Le poète, qui souffrait de problèmes cardiaques et respiratoires, avait  fêté son anniversaire le 10 octobre dans sa maison de Pieve di Soligo, sur les collines entourant Trévise.

«Qu'est-ce qu'on comprend de la vie après 90 ans? Rien», avait-il alors déclaré à un journaliste de la rédaction régionale de la télévision publique Rai 3. «Pour dire des mots qui valent la peine, il faudrait avoir au moins 900 ans», avait-il ajouté.

En adressant ses condoléances «à son épouse et ses enfants», le président de la région Vénétie Luca Zaia a regretté «la disparition d'un grand homme, d'une immense personnalité de la culture internationale», évoquant «l'un des esprits libres de la Vénétie, un poète qui laisse une marque indélébile».

M. Zanzotto, né à Pieve di Soligo, près de Trévise, avait obtenu sa maîtrise de Lettres en 1942 à Padoue. Il avait commencé à enseigner dès l'âge de 16 ans. Après la seconde guerre mondiale, il avait séjourné en France et en Suisse avant de revenir dans son village natal.

Selon l'encyclopédie Universalis et le Centre international de poésie de Marseille, il avait reçu en 1950 le Prix San Babila décerné par un jury où siégeaient Giuseppe Ungaretti, Salvatore Quasimodo et Eugenio Montale.

Il fait paraître son premier recueil de vers d'inspiration hermétique, Derrière le paysage, chez Mondadori en 1951. Vont suivre Vocatif (1957), IX Eglogues (1962), La Beauté (1968) et Pâques (1973).

Avec IX Eglogues, il rompt avec la tradition de la poésie pastorale pour se faire l'écho de la vie urbaine et du monde industriel.

Cette poétique nouvelle, s'écartant de l'hermétisme des débuts, est révélée à un public plus vaste par La Beauté (La Beltà).
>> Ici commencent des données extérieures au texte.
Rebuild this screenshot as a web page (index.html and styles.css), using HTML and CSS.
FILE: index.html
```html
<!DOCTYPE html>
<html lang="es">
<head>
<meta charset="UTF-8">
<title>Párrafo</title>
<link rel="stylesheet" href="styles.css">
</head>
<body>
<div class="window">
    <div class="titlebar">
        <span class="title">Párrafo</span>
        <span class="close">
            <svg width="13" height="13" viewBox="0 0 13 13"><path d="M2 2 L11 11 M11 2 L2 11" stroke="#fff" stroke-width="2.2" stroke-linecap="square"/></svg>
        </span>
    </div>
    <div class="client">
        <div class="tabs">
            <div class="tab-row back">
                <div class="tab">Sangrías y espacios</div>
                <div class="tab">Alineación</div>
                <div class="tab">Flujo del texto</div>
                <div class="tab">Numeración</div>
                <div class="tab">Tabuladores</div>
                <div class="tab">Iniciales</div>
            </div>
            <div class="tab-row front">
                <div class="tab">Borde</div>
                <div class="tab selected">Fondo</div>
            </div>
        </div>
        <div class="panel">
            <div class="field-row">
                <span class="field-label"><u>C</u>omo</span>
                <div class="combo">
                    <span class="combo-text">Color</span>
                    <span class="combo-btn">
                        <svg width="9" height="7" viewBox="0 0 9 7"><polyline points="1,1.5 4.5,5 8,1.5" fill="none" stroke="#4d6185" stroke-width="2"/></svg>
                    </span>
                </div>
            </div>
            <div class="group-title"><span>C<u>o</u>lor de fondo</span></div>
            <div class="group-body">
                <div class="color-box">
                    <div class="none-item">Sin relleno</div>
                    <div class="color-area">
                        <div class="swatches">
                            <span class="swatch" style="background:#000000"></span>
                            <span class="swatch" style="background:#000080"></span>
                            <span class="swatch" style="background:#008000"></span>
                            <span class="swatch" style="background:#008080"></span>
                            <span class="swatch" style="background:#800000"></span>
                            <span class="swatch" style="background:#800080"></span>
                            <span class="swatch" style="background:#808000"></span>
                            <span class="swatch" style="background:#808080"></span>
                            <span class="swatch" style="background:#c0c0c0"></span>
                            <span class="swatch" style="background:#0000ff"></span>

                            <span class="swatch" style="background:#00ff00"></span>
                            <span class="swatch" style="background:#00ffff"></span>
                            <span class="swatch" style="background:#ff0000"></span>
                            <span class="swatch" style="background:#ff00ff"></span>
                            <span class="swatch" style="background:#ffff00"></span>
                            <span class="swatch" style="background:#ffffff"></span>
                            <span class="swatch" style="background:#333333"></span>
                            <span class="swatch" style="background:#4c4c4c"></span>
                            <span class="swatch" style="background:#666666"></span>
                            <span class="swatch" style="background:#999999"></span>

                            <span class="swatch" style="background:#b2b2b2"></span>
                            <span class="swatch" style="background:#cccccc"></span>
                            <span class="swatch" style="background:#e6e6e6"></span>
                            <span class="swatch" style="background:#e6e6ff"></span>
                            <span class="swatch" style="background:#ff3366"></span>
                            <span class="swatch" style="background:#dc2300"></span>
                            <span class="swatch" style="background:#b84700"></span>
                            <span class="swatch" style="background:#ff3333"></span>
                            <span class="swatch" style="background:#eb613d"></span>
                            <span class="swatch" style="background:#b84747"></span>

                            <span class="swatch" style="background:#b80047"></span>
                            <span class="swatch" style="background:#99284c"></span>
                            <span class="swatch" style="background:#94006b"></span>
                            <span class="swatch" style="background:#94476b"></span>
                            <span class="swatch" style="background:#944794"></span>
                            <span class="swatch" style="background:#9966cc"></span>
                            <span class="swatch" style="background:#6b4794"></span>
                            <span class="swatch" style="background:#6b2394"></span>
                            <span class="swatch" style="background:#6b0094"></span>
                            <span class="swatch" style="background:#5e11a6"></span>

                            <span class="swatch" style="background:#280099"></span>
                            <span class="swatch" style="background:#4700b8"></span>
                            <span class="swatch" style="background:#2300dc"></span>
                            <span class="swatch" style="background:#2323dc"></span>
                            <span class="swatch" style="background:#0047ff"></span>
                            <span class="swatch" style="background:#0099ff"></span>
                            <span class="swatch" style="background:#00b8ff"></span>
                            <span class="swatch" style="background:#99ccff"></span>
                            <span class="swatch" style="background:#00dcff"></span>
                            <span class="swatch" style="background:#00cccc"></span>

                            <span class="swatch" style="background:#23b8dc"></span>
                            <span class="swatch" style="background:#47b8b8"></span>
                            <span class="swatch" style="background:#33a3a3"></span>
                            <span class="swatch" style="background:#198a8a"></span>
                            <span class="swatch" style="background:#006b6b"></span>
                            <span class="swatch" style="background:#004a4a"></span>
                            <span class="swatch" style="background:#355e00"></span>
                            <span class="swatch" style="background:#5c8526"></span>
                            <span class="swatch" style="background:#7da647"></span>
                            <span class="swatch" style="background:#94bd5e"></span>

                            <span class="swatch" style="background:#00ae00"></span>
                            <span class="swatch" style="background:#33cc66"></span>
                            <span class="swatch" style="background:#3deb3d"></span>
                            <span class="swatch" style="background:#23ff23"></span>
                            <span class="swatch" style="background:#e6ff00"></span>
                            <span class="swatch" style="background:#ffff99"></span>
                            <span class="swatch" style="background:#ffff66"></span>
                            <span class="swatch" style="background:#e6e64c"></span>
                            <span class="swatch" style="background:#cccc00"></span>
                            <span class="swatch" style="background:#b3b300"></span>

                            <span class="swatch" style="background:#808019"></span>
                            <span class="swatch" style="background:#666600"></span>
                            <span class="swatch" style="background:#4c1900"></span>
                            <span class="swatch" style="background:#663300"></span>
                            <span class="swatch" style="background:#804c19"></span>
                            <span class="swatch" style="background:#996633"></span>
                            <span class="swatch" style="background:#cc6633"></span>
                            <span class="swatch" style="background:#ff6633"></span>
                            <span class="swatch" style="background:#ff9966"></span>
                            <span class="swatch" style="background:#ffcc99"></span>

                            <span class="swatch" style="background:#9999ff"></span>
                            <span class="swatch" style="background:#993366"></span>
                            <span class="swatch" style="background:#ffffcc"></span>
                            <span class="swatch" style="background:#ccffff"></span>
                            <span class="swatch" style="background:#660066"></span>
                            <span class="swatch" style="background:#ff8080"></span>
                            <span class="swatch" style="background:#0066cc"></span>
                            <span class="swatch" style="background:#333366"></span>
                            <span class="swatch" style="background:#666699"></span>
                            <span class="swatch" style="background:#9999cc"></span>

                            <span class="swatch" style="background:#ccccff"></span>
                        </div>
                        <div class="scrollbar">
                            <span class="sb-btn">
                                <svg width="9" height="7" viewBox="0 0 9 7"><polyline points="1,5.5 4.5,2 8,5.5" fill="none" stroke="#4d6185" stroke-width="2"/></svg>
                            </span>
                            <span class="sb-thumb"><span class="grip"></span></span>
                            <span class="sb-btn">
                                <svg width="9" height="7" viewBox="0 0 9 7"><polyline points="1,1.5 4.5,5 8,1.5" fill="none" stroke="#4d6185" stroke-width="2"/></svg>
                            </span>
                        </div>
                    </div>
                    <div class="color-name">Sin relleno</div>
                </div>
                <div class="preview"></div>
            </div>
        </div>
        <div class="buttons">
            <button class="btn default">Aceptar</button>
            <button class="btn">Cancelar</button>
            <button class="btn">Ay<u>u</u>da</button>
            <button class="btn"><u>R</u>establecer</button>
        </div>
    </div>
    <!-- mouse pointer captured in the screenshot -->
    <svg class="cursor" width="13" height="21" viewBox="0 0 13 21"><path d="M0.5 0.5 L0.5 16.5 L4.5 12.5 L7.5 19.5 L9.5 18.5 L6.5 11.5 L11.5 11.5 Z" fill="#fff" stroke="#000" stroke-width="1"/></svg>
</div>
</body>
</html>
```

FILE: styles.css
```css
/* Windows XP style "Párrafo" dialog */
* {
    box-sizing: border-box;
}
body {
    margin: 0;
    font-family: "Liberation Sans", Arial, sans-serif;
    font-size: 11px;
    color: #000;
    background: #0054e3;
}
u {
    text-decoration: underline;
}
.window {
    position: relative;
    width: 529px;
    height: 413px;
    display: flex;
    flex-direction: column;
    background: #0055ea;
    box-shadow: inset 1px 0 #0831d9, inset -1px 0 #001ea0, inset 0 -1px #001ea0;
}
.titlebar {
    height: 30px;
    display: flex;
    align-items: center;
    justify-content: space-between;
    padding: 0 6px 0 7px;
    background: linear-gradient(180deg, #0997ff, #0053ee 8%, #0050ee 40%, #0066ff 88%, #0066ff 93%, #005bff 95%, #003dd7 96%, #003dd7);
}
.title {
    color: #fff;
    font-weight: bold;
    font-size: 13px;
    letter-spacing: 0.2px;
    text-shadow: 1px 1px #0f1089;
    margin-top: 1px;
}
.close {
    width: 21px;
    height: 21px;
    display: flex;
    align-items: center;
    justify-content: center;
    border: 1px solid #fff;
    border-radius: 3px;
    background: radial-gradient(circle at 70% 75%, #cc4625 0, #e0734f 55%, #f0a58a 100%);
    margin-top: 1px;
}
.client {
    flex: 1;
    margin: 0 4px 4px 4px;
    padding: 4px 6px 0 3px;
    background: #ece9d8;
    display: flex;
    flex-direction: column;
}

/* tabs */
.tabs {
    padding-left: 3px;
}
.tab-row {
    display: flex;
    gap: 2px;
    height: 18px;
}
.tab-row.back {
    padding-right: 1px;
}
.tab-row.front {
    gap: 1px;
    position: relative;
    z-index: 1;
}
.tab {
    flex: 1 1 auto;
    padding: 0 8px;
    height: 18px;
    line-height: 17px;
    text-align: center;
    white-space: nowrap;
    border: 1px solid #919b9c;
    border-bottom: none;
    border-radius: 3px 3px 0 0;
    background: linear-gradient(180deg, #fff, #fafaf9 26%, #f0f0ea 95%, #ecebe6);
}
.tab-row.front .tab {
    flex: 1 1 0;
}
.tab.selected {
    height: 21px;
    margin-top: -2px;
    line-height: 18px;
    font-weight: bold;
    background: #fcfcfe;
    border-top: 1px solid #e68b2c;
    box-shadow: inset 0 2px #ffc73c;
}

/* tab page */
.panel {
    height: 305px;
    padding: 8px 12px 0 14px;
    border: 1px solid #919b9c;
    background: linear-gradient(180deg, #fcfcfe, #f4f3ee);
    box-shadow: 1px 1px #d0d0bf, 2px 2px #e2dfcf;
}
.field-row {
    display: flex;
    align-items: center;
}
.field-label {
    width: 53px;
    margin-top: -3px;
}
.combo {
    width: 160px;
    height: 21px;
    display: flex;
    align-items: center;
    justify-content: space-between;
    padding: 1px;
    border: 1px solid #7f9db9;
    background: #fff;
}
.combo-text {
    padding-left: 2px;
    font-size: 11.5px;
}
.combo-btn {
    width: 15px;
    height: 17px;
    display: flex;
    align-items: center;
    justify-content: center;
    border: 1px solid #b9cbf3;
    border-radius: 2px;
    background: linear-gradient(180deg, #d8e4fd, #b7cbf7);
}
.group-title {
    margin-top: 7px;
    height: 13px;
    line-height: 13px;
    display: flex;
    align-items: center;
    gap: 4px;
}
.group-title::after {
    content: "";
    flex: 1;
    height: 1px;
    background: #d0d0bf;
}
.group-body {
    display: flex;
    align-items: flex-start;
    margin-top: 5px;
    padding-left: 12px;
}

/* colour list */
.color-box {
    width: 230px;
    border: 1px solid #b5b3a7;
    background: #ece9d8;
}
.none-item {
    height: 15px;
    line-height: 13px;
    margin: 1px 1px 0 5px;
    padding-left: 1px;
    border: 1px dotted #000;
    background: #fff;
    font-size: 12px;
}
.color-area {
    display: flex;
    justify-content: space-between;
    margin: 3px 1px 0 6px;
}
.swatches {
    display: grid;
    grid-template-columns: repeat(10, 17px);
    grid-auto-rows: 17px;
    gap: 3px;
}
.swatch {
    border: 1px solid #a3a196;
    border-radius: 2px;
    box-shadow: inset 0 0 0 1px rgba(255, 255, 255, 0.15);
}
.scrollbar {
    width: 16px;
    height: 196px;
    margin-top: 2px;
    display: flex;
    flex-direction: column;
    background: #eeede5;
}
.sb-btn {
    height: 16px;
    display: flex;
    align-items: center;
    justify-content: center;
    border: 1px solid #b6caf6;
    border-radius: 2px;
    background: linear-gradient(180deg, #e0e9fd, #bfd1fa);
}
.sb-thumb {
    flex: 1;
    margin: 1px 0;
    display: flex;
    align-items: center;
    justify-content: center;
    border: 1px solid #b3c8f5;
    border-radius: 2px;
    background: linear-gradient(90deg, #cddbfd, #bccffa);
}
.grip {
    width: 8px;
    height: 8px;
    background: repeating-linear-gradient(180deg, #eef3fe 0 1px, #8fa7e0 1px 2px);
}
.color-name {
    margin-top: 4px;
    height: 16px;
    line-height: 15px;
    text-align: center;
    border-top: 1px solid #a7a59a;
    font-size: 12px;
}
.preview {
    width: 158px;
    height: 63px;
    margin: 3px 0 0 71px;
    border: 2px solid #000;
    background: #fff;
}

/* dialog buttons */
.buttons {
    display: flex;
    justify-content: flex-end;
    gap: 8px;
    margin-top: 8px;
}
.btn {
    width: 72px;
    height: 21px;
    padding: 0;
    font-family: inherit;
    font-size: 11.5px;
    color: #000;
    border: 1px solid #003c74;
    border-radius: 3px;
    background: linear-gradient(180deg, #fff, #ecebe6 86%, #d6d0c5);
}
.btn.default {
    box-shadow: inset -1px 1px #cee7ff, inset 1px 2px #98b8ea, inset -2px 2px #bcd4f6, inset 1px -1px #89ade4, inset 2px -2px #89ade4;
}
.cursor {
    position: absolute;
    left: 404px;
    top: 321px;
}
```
Zanzotto y prend acte de la désagrégation de toute forme idéale que désigne le terme de «beltà», au contraire du plus concret «bellezza».

Alors qu'il entreprend le tournage de Casanova, Federico Fellini sollicite Andrea Zanzotto et lui demande de composer des vers en dialecte vénitien. Ce sera l'occasion pour lui d'écrire notamment la chanson Cantilène londonienne.

Cette expérience engage plus avant Zanzotto dans l'usage de ce «plurilinguisme» (capacité de passer du babil enfantin au calembour en passant par la citation érudite) qu'on lui reconnaît depuis.

Il bâtit notamment une trilogie - Le Galatée au bois (1978), Phosphènes (1983), Idiome (1986) - considérée comme «la synthèse des trois grandes traditions poétiques italiennes»: celle de Dante, celle de Pétrarque et la dialectale.

L'écrivain Pier Paolo Pasolini, qui fut un de ses amis proches, avait écrit à propos des lecteurs de Zanzotto qu'ils étaient «mis dans un état ''d'estrangement'' de (leurs) habitudes sans précédent».